Hussein Onyango Obama is unusual among Churchill’s victims only in one respect: his story has been rescued from the slipstream of history, because his grandson ended up as President of the US. Churchill believed that Kenya‘s fertile highlands should be the preserve of the white settlers, and approved the clearing out of the local “blackamoors”. He saw the local Kikuyu as “brutish children”. When they rebelled under Churchill’s post-war premiership, some 150,000 of them were forced at gunpoint into detention camps – later dubbed “Britain’s gulag” by Pulitzer-prize winning historian, Professor Caroline Elkins. She studied the detention camps for five years for her remarkable book Britain’s Gulag: The Brutal End of Empire in Kenya, explains the tactics adopted under Churchill to crush the local drive for independence. “Electric shock was widely used, as well as cigarettes and fire,” she writes. “The screening teams whipped, shot, burned, and mutilated Mau Mau suspects.” Hussein Onyango Obama never truly recovered from the torture he endured.

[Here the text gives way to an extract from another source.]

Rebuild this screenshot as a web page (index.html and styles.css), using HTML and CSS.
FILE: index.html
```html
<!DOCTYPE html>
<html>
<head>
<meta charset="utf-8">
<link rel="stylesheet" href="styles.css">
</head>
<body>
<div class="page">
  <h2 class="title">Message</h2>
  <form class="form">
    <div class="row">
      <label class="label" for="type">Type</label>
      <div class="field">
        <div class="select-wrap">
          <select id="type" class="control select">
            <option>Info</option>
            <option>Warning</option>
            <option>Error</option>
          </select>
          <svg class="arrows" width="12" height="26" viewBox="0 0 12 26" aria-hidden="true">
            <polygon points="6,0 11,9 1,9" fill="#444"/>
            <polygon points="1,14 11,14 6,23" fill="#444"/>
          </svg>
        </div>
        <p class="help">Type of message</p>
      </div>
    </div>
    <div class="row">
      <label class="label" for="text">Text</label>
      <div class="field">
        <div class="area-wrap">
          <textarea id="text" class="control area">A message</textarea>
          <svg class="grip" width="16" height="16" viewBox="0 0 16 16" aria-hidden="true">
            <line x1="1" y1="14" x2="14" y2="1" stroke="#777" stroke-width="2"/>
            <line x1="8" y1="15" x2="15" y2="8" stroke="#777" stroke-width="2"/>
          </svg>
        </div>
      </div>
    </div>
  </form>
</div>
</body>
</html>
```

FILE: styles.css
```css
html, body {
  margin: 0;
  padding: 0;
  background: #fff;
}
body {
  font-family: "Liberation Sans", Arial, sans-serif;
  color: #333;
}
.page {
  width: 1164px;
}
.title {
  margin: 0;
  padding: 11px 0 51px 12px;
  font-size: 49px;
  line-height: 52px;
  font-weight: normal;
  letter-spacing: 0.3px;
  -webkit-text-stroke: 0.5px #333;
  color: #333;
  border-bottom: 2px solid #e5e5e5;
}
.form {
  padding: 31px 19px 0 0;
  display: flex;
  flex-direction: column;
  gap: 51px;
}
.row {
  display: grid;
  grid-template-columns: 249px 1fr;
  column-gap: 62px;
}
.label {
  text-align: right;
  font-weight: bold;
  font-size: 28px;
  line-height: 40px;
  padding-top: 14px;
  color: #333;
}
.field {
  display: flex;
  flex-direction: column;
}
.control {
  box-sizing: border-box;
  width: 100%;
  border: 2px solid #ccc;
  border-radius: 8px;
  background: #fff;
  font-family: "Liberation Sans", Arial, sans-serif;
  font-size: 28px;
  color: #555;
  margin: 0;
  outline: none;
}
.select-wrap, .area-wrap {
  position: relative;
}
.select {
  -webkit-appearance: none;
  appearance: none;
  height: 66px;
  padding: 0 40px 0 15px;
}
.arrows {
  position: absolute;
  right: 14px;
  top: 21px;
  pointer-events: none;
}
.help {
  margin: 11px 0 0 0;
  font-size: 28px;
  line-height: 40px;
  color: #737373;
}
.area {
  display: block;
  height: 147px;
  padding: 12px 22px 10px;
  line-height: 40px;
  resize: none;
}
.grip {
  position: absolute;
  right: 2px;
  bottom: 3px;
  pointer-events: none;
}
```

Many of the wounds Churchill inflicted have still not healed: you can find them on the front pages any day of the week. He is the man who invented Iraq, locking together three conflicting peoples behind arbitrary borders that have been bleeding ever since. He is the Colonial Secretary who offered the Over-Promised Land to both the Jews and the Arabs – although he seems to have privately felt racist contempt for both. He jeered at the Palestinians as “barbaric hoards who ate little but camel dung,” while he was appalled that the Israelis “take it for granted that the local population will be cleared out to suit their convenience”.

True, occasionally Churchill did become queasy about some of the most extreme acts of the Empire. He fretted at the slaughter of women and children, and cavilled at the Amritsar massacre of 1919. Toye tries to present these doubts as evidence of moderation – yet they almost never seem to have led Churchill to change his actions. If you are determined to rule people by force against their will, you can hardly be surprised when atrocities occur. Rule Britannia would inexorably produce a Cruel Britannia.

So how can the two be reconciled? Was Churchill’s moral opposition to Nazism a charade, masking the fact he was merely trying to defend the British Empire from a rival?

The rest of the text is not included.